Sejumlah analisis dan diplomat menilai langkah yang diambil Raja Abdullah II berbanding terbalik dengan yang dilakukan mendiang ayahnya, Raja Hussein.
Raja Hussein saat itu memutuskan tidak ikut dalam bagian kampanye militer pimpinan AS terhadap mantan diktator Irak Saddam Hussein setelah invasi ke Kuwait pada 1990. Sebaliknya, anaknya telah mengambil peran lebih berani dalam kampanye ini dengan mengirimkan jet ke Suriah untuk pertama kalinya.
Sikap Raja Abdullah II diyakini berasal dari keprihatinan tentang serangan mematikan Alqaidah di Yordania termasuk pemboman di sebuah hotel di Amman pada 2005, yang menewaskan 60 orang.
ISIS sendiri meminta Yordania membebaskan Sajida al-Rishawi, salah satu penyerang Hotel yang menjadi terpidana mati setelah dianggap terlibat dalam serangan tersebut. ISIS meminta pertukaran tawanan antara Rishawi dengan Muath. Namun, ISIS sejauh ini belum mengabulkan permintaan Yordania yang ingin mendapat bukti bahwa Muath masih hidup dan dalam keadaan yang baik-baik saja.

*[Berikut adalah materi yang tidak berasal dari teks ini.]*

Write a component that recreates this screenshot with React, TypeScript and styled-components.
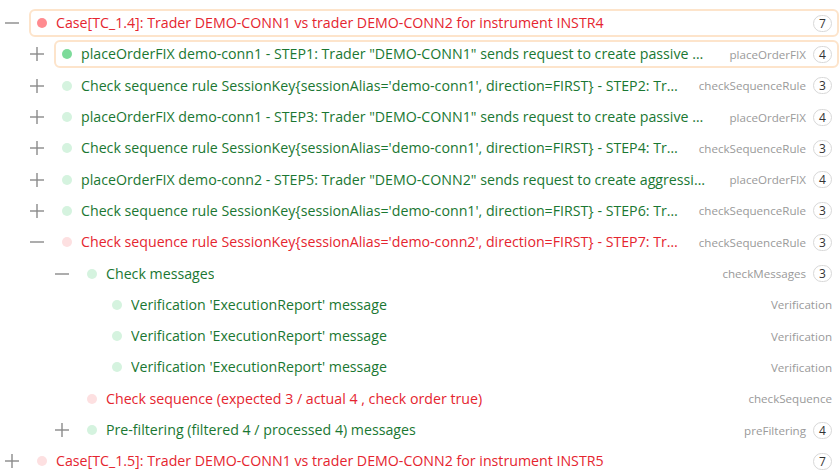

"Orang-orang akan menyalahkan rezim Yordania dan mereka akan mengatakan mengapa kau mengirimnya ke perang ini," kata Ali Dalaen, salah satu demonstran.
Dalaen yang memimpin demonstrasi pada Jumat (30/1), menyerukan pemerintahnya untuk mengakhiri keterlibatan militer dan menuduh pemerintah tidak bernegosiasi serius dengan ISIS terkait pembebasan Muath.
Sejumlah demonstran lainnya menduga pemerintahnya akan mengirim pasukan darat untuk bertempur melawan ISIS. "Kami mendesak ini bukan perang kami. Kami berharap kebijaksanaan pemerintah dan Raja," ujar Hind al-Fayez, seorang wakil dari suku Sakhr.